El pasado octubre estuve en el congreso que Trabalengua organiza cada año en Logroño; en él había una ponencia de Jacobo Bergareche en la que habló de este libro pero sobre todo del Harry Ransom Center, una biblioteca situada en Austin, Texas, que guarda un gran patrimonio en cartas de escritores famosos. De no ser por esa circunstancia nunca habría llegado a este libro porque no conocía a su autor (aunque su apellido me trae resonancias de una familia conocida en el País Vasco) y nunca habría disfrutado todo lo que Los días perfectos me ha ofrecido.

Luis, el protagonista, consuela su corazón roto con las cartas que William Faulkner escribe a Meta, su amante. Con esta excusa decide escribir a Camila, una mujer a la que conoció en Austin dos años atrás, de la que se enamoró perdidamente, y fue correspondido, y con la que ha vivido, en dos años, siete días perfectos, que son los que dan título al libro.

Cuando están a punto de encontrarse el tercer año, también en Austin, Camila decide poner fin a esa historia: «Dejémoslo aquí, quedémonos el recuerdo», le dice y Luis, desolado, se sienta a escribir, imitando a Faulkner, explicando a Camila cómo fueron para él los siete días perfectos que ha vivido con ella.

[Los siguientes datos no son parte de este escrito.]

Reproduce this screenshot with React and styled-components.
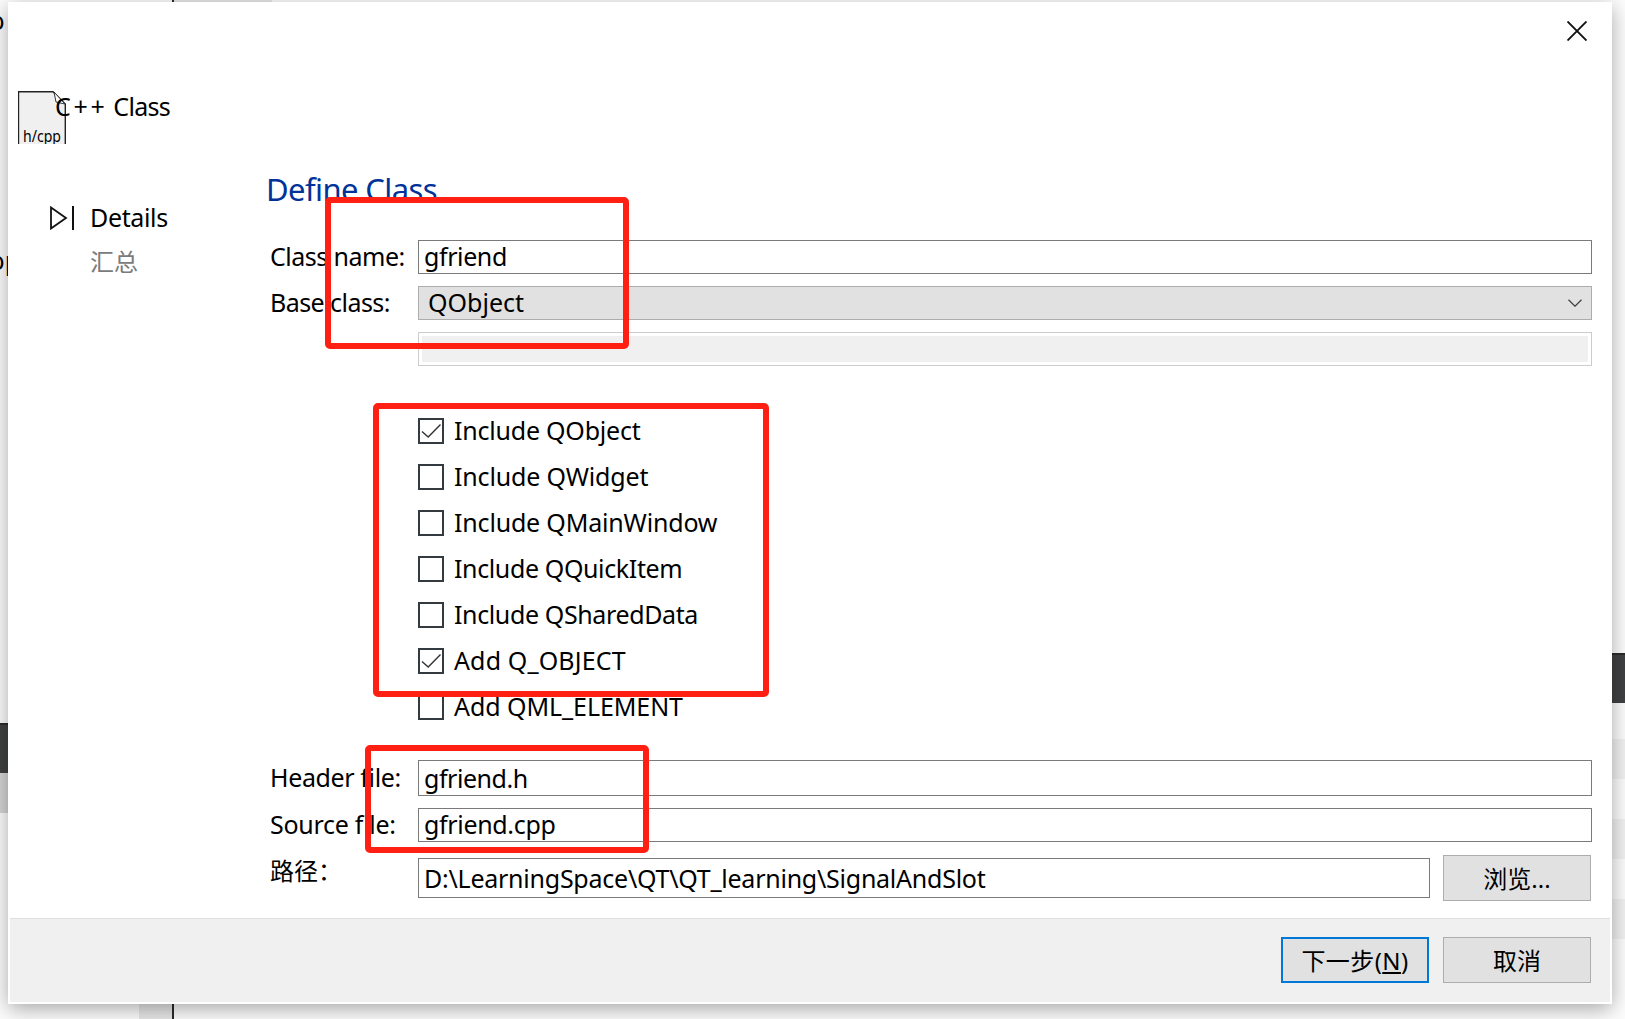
import React from "react";
import styled, { createGlobalStyle } from "styled-components";

const Global = createGlobalStyle`
  * { box-sizing: border-box; }
  body { margin: 0; background: #fff; overflow: hidden; }
`;

const Desktop = styled.div`
  position: relative;
  width: 1625px;
  height: 1019px;
  display: grid;
  grid-template-columns: 8px 1604px 13px;
  grid-template-rows: 2px 1002px 15px;
  overflow: hidden;
  background: #fdfdfd;
  color: #000;
  font: 25px/34px "Noto Sans", "Noto Sans CJK SC", sans-serif;
`;

const SideStrip = styled.div`
  grid-row: 1 / 4;
  grid-column: ${(p) => p.$col};
  display: flex;
  flex-direction: column;
`;

const Band = styled.div`
  flex: none;
  height: ${(p) => p.$h}px;
  background: ${(p) => p.$c || "transparent"};
  border-top: ${(p) => (p.$edge ? "2px solid #2b2b2b" : "0")};
  display: flex;
  align-items: center;
  overflow: hidden;
`;

const EdgeStrip = styled.div`
  grid-column: 2;
  grid-row: ${(p) => p.$row};
  display: flex;
`;

const Cell = styled.div`
  flex: none;
  width: ${(p) => p.$w}px;
  background: ${(p) => p.$c || "transparent"};
`;

const Dialog = styled.main`
  grid-column: 2;
  grid-row: 2;
  z-index: 1;
  display: flex;
  flex-direction: column;
  padding: 0 2px 2px;
  background: #fff;
  box-shadow: 0 5px 20px rgba(0, 0, 0, 0.34);
`;

const TitleBar = styled.header`
  height: 86px;
  display: flex;
  justify-content: flex-end;
  padding: 19px 23px 0 0;
`;

const Columns = styled.div`
  flex: 1;
  display: grid;
  grid-template-columns: 258px 1fr;
`;

const Sidebar = styled.aside`
  display: flex;
  flex-direction: column;
`;

const WizardName = styled.div`
  height: 108px;
  padding-left: 8px;
  display: flex;
  align-items: flex-start;
`;

const FileIcon = styled.svg`
  flex: none;
  margin-top: 3px;
  margin-right: -11px;
  font: 16px "Noto Sans", sans-serif;
`;

const Step = styled.div`
  display: flex;
  align-items: center;
  height: 44px;
  padding-left: 39px;
  color: ${(p) => (p.$dim ? "#7b7b7b" : "#000")};
`;

const StepMark = styled.div`
  width: 41px;
  display: flex;
`;

const Page = styled.section`
  display: flex;
  flex-direction: column;
  padding-top: 80px;
`;

const Title = styled.h1`
  margin: 0 0 0 -2px;
  height: 72px;
  font-size: 31px;
  line-height: 42px;
  letter-spacing: -0.6px;
  font-weight: 400;
  color: #003399;
`;

const Row = styled.div`
  display: grid;
  grid-template-columns: 150px 1fr;
  height: ${(p) => p.$h}px;
  margin-bottom: ${(p) => p.$gap}px;
  padding-right: 18px;
`;

const Text = styled.span`
  white-space: pre;
  line-height: 34px;
  letter-spacing: ${(p) => p.$ls || 0}px;
  margin-top: ${(p) => p.$mt ?? -2}px;
`;

const CjkText = styled(Text)`
  font-size: 24px;
`;

const Label = styled(Text)`
  padding-left: 2px;
  margin-top: ${(p) => p.$mt ?? -1}px;
`;

const CjkLabel = styled(Label)`
  font-size: 24px;
`;

const ClippedText = styled(Text)`
  margin-left: -10.5px;
`;

const Input = styled.div`
  height: ${(p) => p.$h}px;
  border: 1px solid #7a7a7a;
  background: #fff;
  display: flex;
  align-items: center;
  padding-left: 5px;
`;

const PathInput = styled(Input)`
  flex: 1;
`;

const Combo = styled(Input)`
  border-color: #adadad;
  background: #e1e1e1;
  padding: 0 9px 0 9px;
  justify-content: space-between;
`;

const DisabledInput = styled(Input)`
  border-color: #cccccc;
  padding: 3px;
`;

const DisabledFill = styled.div`
  flex: 1;
  align-self: stretch;
  background: #f0f0f0;
`;

const Checks = styled.div`
  display: flex;
  flex-direction: column;
  padding: 42px 0 0 150px;
  height: 394px;
`;

const CheckRow = styled.label`
  display: flex;
  align-items: center;
  height: 46px;
  gap: 10px;
`;

const Box = styled.span`
  width: 26px;
  height: 26px;
  border: 2px solid #333a40;
  display: flex;
`;

const PathLine = styled.div`
  display: flex;
  align-items: center;
  gap: 13px;
  height: 46px;
  margin-right: 1px;
`;

const Button = styled.button`
  flex: none;
  width: 148px;
  height: 46px;
  padding: 0;
  font: inherit;
  color: #000;
  border: ${(p) => (p.$primary ? "2px solid #0078d7" : "1px solid #adadad")};
  background: #e1e1e1;
`;

const Footer = styled.footer`
  height: 84px;
  border-top: 1px solid #dfdfdf;
  background: #f0f0f0;
  display: flex;
  justify-content: flex-end;
  gap: 14px;
  padding: 18px 19px 0 0;
`;

const Mark = styled.div`
  position: absolute;
  z-index: 2;
  left: ${(p) => p.$x}px;
  top: ${(p) => p.$y}px;
  width: ${(p) => p.$w}px;
  height: ${(p) => p.$h}px;
  border: 6px solid #ff2013;
  border-radius: 5px;
`;

const options = [
  { text: "Include QObject", on: true, ls: -0.22 },
  { text: "Include QWidget", ls: -0.16 },
  { text: "Include QMainWindow", ls: -0.18 },
  { text: "Include QQuickItem", ls: -0.38 },
  { text: "Include QSharedData", ls: -0.38 },
  { text: "Add Q_OBJECT", on: true, ls: 0.14 },
  { text: "Add QML_ELEMENT", ls: -0.07 },
];

export default function App() {
  return (
    <Desktop>
      <Global />
      <SideStrip $col={1}>
        <Band $h={42}><ClippedText>o</ClippedText></Band>
        <Band $h={202} />
        <Band $h={34}><ClippedText>op</ClippedText></Band>
        <Band $h={445} />
        <Band $h={50} $c="#404142" $edge />
        <Band $h={40} $c="#d6d6d6" />
      </SideStrip>
      <EdgeStrip $row={1}>
        <Cell $w={164} />
        <Cell $w={2} $c="#2b2b2b" />
        <Cell $w={98} $c="#e8e8e8" />
      </EdgeStrip>
      <EdgeStrip $row={3}>
        <Cell $w={131} />
        <Cell $w={33} $c="#e8e8e8" />
        <Cell $w={2} $c="#2b2b2b" />
      </EdgeStrip>
      <SideStrip $col={3}>
        <Band $h={653} />
        <Band $h={50} $c="#404142" $edge />
        <Band $h={36} />
        <Band $h={40} $c="#f2f2f2" />
        <Band $h={40} />
        <Band $h={40} $c="#f2f2f2" />
        <Band $h={40} />
        <Band $h={40} $c="#f2f2f2" />
      </SideStrip>
      <Dialog>
        <TitleBar>
          <svg width="20" height="20" viewBox="0 0 20 20">
            <path d="M0.5 0.5L19.5 19.5M19.5 0.5L0.5 19.5" stroke="#111" strokeWidth="1.9" />
          </svg>
        </TitleBar>
        <Columns>
          <Sidebar>
            <WizardName>
              <FileIcon width="48" height="53" viewBox="0 0 48 53">
                <path d="M0.5 53V0.7H35L47.3 13V53" fill="#f0f0f0" stroke="#222" strokeWidth="1.4" />
                <path d="M36 1L38 11L47 13Z" fill="#fff" stroke="#333" strokeWidth="1" />
                <text x="5" y="51" textLength="38" lengthAdjust="spacingAndGlyphs">h/cpp</text>
              </FileIcon>
              <Text $mt={1} $ls={-0.7}>
                <Text $ls={2.7}>C++</Text> Class
              </Text>
            </WizardName>
            <Step>
              <StepMark>
                <svg width="26" height="24" viewBox="0 0 26 24">
                  <path d="M2 1.5V22.5L17 12Z" fill="none" stroke="#111" strokeWidth="1.8" />
                  <path d="M24 0V24" stroke="#111" strokeWidth="2" />
                </svg>
              </StepMark>
              <Text $ls={-0.36}>Details</Text>
            </Step>
            <Step $dim>
              <StepMark />
              <CjkText $mt={0}>汇总</CjkText>
            </Step>
          </Sidebar>
          <Page>
            <Title>Define Class</Title>
            <Row $h={34} $gap={12}>
              <Label $ls={-0.52}>Class name:</Label>
              <Input $h={34}><Text $ls={-0.4}>gfriend</Text></Input>
            </Row>
            <Row $h={34} $gap={12}>
              <Label $ls={-0.55}>Base class:</Label>
              <Combo $h={34}>
                <Text>QObject</Text>
                <svg width="14" height="8" viewBox="0 0 14 8">
                  <path d="M0.5 0.8L7 7.2L13.5 0.8" fill="none" stroke="#444" strokeWidth="1.3" />
                </svg>
              </Combo>
            </Row>
            <Row $h={34} $gap={0}>
              <span />
              <DisabledInput $h={34}><DisabledFill /></DisabledInput>
            </Row>
            <Checks>
              {options.map((o) => (
                <CheckRow key={o.text}>
                  <Box>
                    {o.on && (
                      <svg width="22" height="22" viewBox="0 0 22 22">
                        <path d="M2 11.5L8.2 17L20.5 4.5" fill="none" stroke="#333" strokeWidth="1.4" />
                      </svg>
                    )}
                  </Box>
                  <Text $ls={o.ls}>{o.text}</Text>
                </CheckRow>
              ))}
            </Checks>
            <Row $h={36} $gap={12}>
              <Label $mt={0} $ls={-0.37}>Header file:</Label>
              <Input $h={36}><Text $mt={0} $ls={-0.46}>gfriend.h</Text></Input>
            </Row>
            <Row $h={34} $gap={13}>
              <Label $ls={-0.27}>Source file:</Label>
              <Input $h={34}><Text $ls={-0.33}>gfriend.cpp</Text></Input>
            </Row>
            <Row $h={46} $gap={0}>
              <CjkLabel>路径：</CjkLabel>
              <PathLine>
                <PathInput $h={40}>
                  <Text $mt={0} $ls={-0.24}>{"D:\\LearningSpace\\QT\\QT_learning\\SignalAndSlot"}</Text>
                </PathInput>
                <Button><CjkText>浏览...</CjkText></Button>
              </PathLine>
            </Row>
          </Page>
        </Columns>
        <Footer>
          <Button $primary><CjkText $ls={0.4}>下一步(<u>N</u>)</CjkText></Button>
          <Button><CjkText>取消</CjkText></Button>
        </Footer>
      </Dialog>
      <Mark $x={325} $y={197} $w={304} $h={152} />
      <Mark $x={373} $y={403} $w={396} $h={294} />
      <Mark $x={365} $y={745} $w={284} $h={108} />
    </Desktop>
  );
}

Luis está casado, tiene una familia que le espera en Madrid. También con ellos y con su mujer, Paula, ha vivido días perfectos, pero tiene que hacer un esfuerzo para recordarlos. Después de la larga carta a Camila, Luis escribe a Paula desde una escala en Nueva York, poco antes de volver a su casa. En la carta traslada a Paula todas las preguntas que él mismo se hace. Cómo ha llegado el tedio hasta ellos, cómo se lo han permitido, dónde están los que fueron, aquellos seres apasionados que se deseaban, que se reían de tonterías, que no necesitaban nada para ser felices. Adónde se fueron la pasión, el deseo, la felicidad y cómo todo fue reemplazado por el tedio.

Es un libro que me dio tanta pena terminar que, según lo cerré, lo volví a empezar por ver si podía quedarme a vivir en él.